Para suceder-lhe, a maioria dos etíopes elegeu o diácono Dâmaso. Eis, porém, que uma minoria pequena, mas forte, elegeu o diácono Ursino, alegando que Dâmaso servira ao antipapa Félix (servira, sim, mas em 359 passou-se para o Papa legítimo Libério). As autoridades civis apoiavam Dâmaso, pois só ele podia dizer que era legitimamente eleito. O prefeito de Roma, Vivendo, exilou Ursino, mas os partidários deste se encerraram na basílica de Santa Maria Maior; seguiram-se lutas sangrentas das quais resultou a morte de uma centena de pessoas. Os ursinianos tiveram que ceder a basílica mas continuaram a combater o PapaDâmaso, chegando a caluniá-lo como responsável por um crime de assassínio. Do seu lado, os imperadores foram concedendo ao Papa faculdades sempre mais amplas. O imperador lhe reconheceu a competência sobre todos os metropolitanos do Ocidente em questões de Fé e Moral. Dâmaso manteve conversações com os cristãos orientais, que olhavam para o Ocidente com certo desprezo, já que era ameaçado pelos bárbaros e carecia da tranquilidade necessária à criação de uma boa cultura.
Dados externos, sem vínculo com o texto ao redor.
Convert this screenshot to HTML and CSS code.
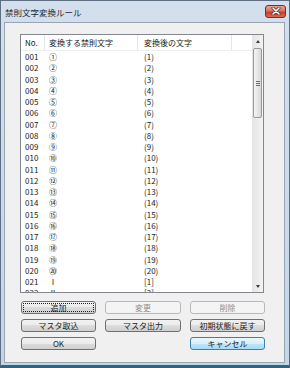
FILE: index.html
```html
<!DOCTYPE html>
<html lang="ja">
<head>
  <meta charset="UTF-8">
  <title>禁則文字変換ルール</title>
  <link rel="stylesheet" href="styles.css">
</head>
<body>
  <div class="window">
    <!-- タイトルバー -->
    <div class="titlebar">
      <span class="title">禁則文字変換ルール</span>
      <span class="close">
        <svg width="10" height="8" viewBox="0 0 10 8">
          <path d="M2 1 L8 7 M8 1 L2 7" stroke="#5a2118" stroke-width="3" stroke-linecap="round"/>
          <path d="M2 1 L8 7 M8 1 L2 7" stroke="#fff" stroke-width="1.6" stroke-linecap="round"/>
        </svg>
      </span>
    </div>

    <div class="client">
      <!-- 一覧 -->
      <div class="listbox">
        <div class="list">
          <div class="row head">
            <span class="c1">No.</span><span class="c2">変換する禁則文字</span><span class="c3">変換後の文字</span><span class="c4"></span>
          </div>
          <div class="row"><span class="c1">001</span><span class="c2">①</span><span class="c3">(1)</span></div>
          <div class="row"><span class="c1">002</span><span class="c2">②</span><span class="c3">(2)</span></div>
          <div class="row"><span class="c1">003</span><span class="c2">③</span><span class="c3">(3)</span></div>
          <div class="row"><span class="c1">004</span><span class="c2">④</span><span class="c3">(4)</span></div>
          <div class="row"><span class="c1">005</span><span class="c2">⑤</span><span class="c3">(5)</span></div>
          <div class="row"><span class="c1">006</span><span class="c2">⑥</span><span class="c3">(6)</span></div>
          <div class="row"><span class="c1">007</span><span class="c2">⑦</span><span class="c3">(7)</span></div>
          <div class="row"><span class="c1">008</span><span class="c2">⑧</span><span class="c3">(8)</span></div>
          <div class="row"><span class="c1">009</span><span class="c2">⑨</span><span class="c3">(9)</span></div>
          <div class="row"><span class="c1">010</span><span class="c2">⑩</span><span class="c3">(10)</span></div>
          <div class="row"><span class="c1">011</span><span class="c2">⑪</span><span class="c3">(11)</span></div>
          <div class="row"><span class="c1">012</span><span class="c2">⑫</span><span class="c3">(12)</span></div>
          <div class="row"><span class="c1">013</span><span class="c2">⑬</span><span class="c3">(13)</span></div>
          <div class="row"><span class="c1">014</span><span class="c2">⑭</span><span class="c3">(14)</span></div>
          <div class="row"><span class="c1">015</span><span class="c2">⑮</span><span class="c3">(15)</span></div>
          <div class="row"><span class="c1">016</span><span class="c2">⑯</span><span class="c3">(16)</span></div>
          <div class="row"><span class="c1">017</span><span class="c2">⑰</span><span class="c3">(17)</span></div>
          <div class="row"><span class="c1">018</span><span class="c2">⑱</span><span class="c3">(18)</span></div>
          <div class="row"><span class="c1">019</span><span class="c2">⑲</span><span class="c3">(19)</span></div>
          <div class="row"><span class="c1">020</span><span class="c2">⑳</span><span class="c3">(20)</span></div>
          <div class="row"><span class="c1">021</span><span class="c2">Ⅰ</span><span class="c3">[1]</span></div>
          <div class="row"><span class="c1">022</span><span class="c2">Ⅱ</span><span class="c3">[2]</span></div>
        </div>
        <div class="scrollbar">
          <div class="arrow up"></div>
          <div class="track">
            <div class="thumb"><span class="grip"></span></div>
          </div>
          <div class="arrow down"></div>
        </div>
      </div>

      <!-- ボタン -->
      <div class="buttons">
        <button class="btn focus">追加</button>
        <button class="btn" disabled>変更</button>
        <button class="btn" disabled>削除</button>
        <button class="btn">マスタ取込</button>
        <button class="btn">マスタ出力</button>
        <button class="btn">初期状態に戻す</button>
        <button class="btn">OK</button>
        <span></span>
        <button class="btn default">キャンセル</button>
      </div>
    </div>
  </div>
</body>
</html>
```

FILE: styles.css
```css
body {
  margin: 0;
  padding: 0;
  font-family: "Noto Sans CJK JP", sans-serif;
  font-size: 8px;
  color: #1b1b1b;
  background: #2b6682;
}

.window {
  width: 290px;
  height: 368px;
  box-sizing: border-box;
  display: flex;
  flex-direction: column;
  background: linear-gradient(to bottom, #d3dfec 0%, #c6d5e6 100%);
  border: 1px solid #5f6f82;
  border-bottom: 3px solid #2b6682;
}

.titlebar {
  height: 21px;
  display: flex;
  align-items: center;
  justify-content: space-between;
  padding: 0 3px 0 4px;
}

.title {
  font-size: 8.5px;
  color: #1e2a38;
}

.close {
  width: 19px;
  height: 11px;
  margin-top: -1px;
  display: flex;
  align-items: center;
  justify-content: center;
  border: 1px solid #7f2b1f;
  border-radius: 3px;
  background: linear-gradient(to bottom, #e8a597 0%, #d9705e 45%, #c4402b 55%, #d8694f 100%);
}

.client {
  flex: 1;
  margin: 0 4px 2px 3px;
  padding: 11px 20px 0 15px;
  background: #f0f0f0;
  border: 1px solid #97a5b5;
}

/* 一覧 */
.listbox {
  height: 259px;
  box-sizing: border-box;
  display: flex;
  background: #fff;
  border: 1px solid #828790;
}

.list {
  flex: 1;
  overflow: hidden;
}

.row {
  display: flex;
  height: 11.25px;
  line-height: 11.25px;
  white-space: nowrap;
}

.row.head {
  height: 16px;
  line-height: 15px;
  box-sizing: border-box;
  border-bottom: 1px solid #eceef1;
}

.c1 { width: 24px; padding-left: 4px; box-sizing: border-box; }
.c2 { width: 93px; padding-left: 4px; box-sizing: border-box; }
.c3 { width: 94px; padding-left: 6px; box-sizing: border-box; }
.c4 { flex: 1; }

.head .c1, .head .c2, .head .c3 {
  border-right: 1px solid #e3e6ea;
}

.scrollbar {
  width: 11px;
  display: flex;
  flex-direction: column;
  background: linear-gradient(to right, #e4e4e4 0%, #f3f3f3 100%);
}

.arrow {
  height: 12px;
  display: flex;
  align-items: center;
  justify-content: center;
}

.arrow::after {
  content: "";
  border-left: 2.5px solid transparent;
  border-right: 2.5px solid transparent;
}

.arrow.up::after {
  border-bottom: 3px solid #3a3a3a;
}

.arrow.down::after {
  border-top: 3px solid #3a3a3a;
}

.track {
  flex: 1;
  padding-top: 1px;
}

.thumb {
  height: 70px;
  margin: 0 1px;
  box-sizing: border-box;
  border: 1px solid #9a9a9a;
  border-radius: 2px;
  background: linear-gradient(to right, #f3f3f3 0%, #e8e8e8 50%, #d6d6d6 100%);
  display: flex;
  align-items: center;
  justify-content: center;
}

.grip {
  width: 4px;
  height: 5px;
  background: repeating-linear-gradient(to bottom, #6d6d6d 0, #6d6d6d 1px, transparent 1px, transparent 2px);
}

/* ボタン */
.buttons {
  margin: 8px 0 0 1px;
  display: grid;
  grid-template-columns: 75px 76px 75px;
  column-gap: 9px;
  row-gap: 5px;
}

.btn {
  height: 13px;
  padding: 0;
  font-family: "Noto Sans CJK JP", sans-serif;
  font-size: 8px;
  line-height: 11px;
  color: #1b1b1b;
  border: 1px solid #707070;
  border-radius: 3px;
  background: linear-gradient(to bottom, #f2f2f2 0%, #ebebeb 50%, #dddddd 50%, #cfcfcf 100%);
}

.btn:disabled {
  color: #8d8d8d;
  border-color: #b5b9bc;
  background: #f4f4f4;
}

.btn.focus {
  outline: 1px dotted #222;
  outline-offset: -3px;
}

.btn.default {
  border-color: #3c7fb1;
  background: linear-gradient(to bottom, #eaf6fd 0%, #d9f0fc 50%, #bee6fd 50%, #a7d9f5 100%);
}
```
Quanto à acusação de ter alterado as Escrituras a seu bel-prazer, é mera lenda; qualquer alteração dos textos bíblicos pode ser controlada pela consulta dos manuscritos da Bíblia existentes em várias cidades do mundo ocidental, como Paris, Berlim, Londres..., e não só no Vaticano. Ademais quem sabe que foram alterados, diga como se configuravam tais textos antes de alterados - desafio este que derruba a acusação. O papel de São Dâmaso em relação às Escrituras foi o de confiar a S. Jerônimo a tradução da Bíblia para o latim. Nos anos de vida do Papa Dâmaso, Jerônimo fez uma revisão do Saltério e do Novo Testamento, mas só acabou sua tarefa anos depois.

Eis o que se pode responder à segunda pergunta do jornalista citado.

3. Que fez Jesus dos 12 aos 30 anos?

Quem lê os Evangelhos de Mateus e Lucas verifica que há uma lacuna entre os doze e trinta anos de Jesus: Aos doze anos está em Jerusalém com seus pais para celebrar a Páscoa; depois os evangelistas nada mais dizem até o início de sua vida pública. Este silêncio tem despertado a atenção dos estudiosos, que imaginam tenha Jesus viajado para o estrangeiro a fim de se impregnar da sabedoria dos indianos ou dos egípcios. Tais hipóteses são gratuitas, pois carecem de todo fundamento. Já diziam os antigos: "Quod grátis asseritur, grátis negatur, O que se afirma gratuitamente, gratuitamente se nega".

A resposta correta é esboçada pelos próprios Evangelhos, onde se diz que Jesus não se apresentou ao público como estranho vindo do estrangeiro, mas como carpinteiro e filho de carpinteiro de Nazaré:

Mc 6, 3: "Não é ele o carpinteiro, o filho de Maria?"
Mt 13, 55: "Não é ele o filho do carpinteiro? Sua mãe não é aquela chamada Maria?"

Jesus terá trabalhado com seu pai na arte de carpinteiro; vários Evangelhos apócrifos referem episódios dessa fase da vida de Jesus.

Prosseguindo a reflexão, devemos ainda dizer:

Os Evangelhos não são uma biografia de Jesus, como se poderá supor, mas são o eco escrito da pregação oral dos Apóstolos, que visava a suscitar a fé dos ouvintes. Ora essa pregação começava com o Batismo de Jesus e terminava com a ascensão do Senhor, como sugere São Pedro em At 1, 21; 10, 37-39.

São Marcos segue exatamente este esquema; é um perfeito Evangelho, não porém uma biografia. Mateus e Lucas observam o mesmo roteiro, mas acrescentam-lhe alguns quadros relativos à infância de Jesus; escolheram episódios que lhes pareciam importantes e não deveriam perder-se. Aí está a explicação da lacuna entre os doze e trinta anos de Jesus; como também da lacuna que vai dos quarenta dias do Senhor até os doze anos (lacuna esta que pouco chama a atenção dos estudiosos).

Vê-se assim que não é preciso recorrer à índia, ao Tibé ou ao Egito para explicar os Evangelhos.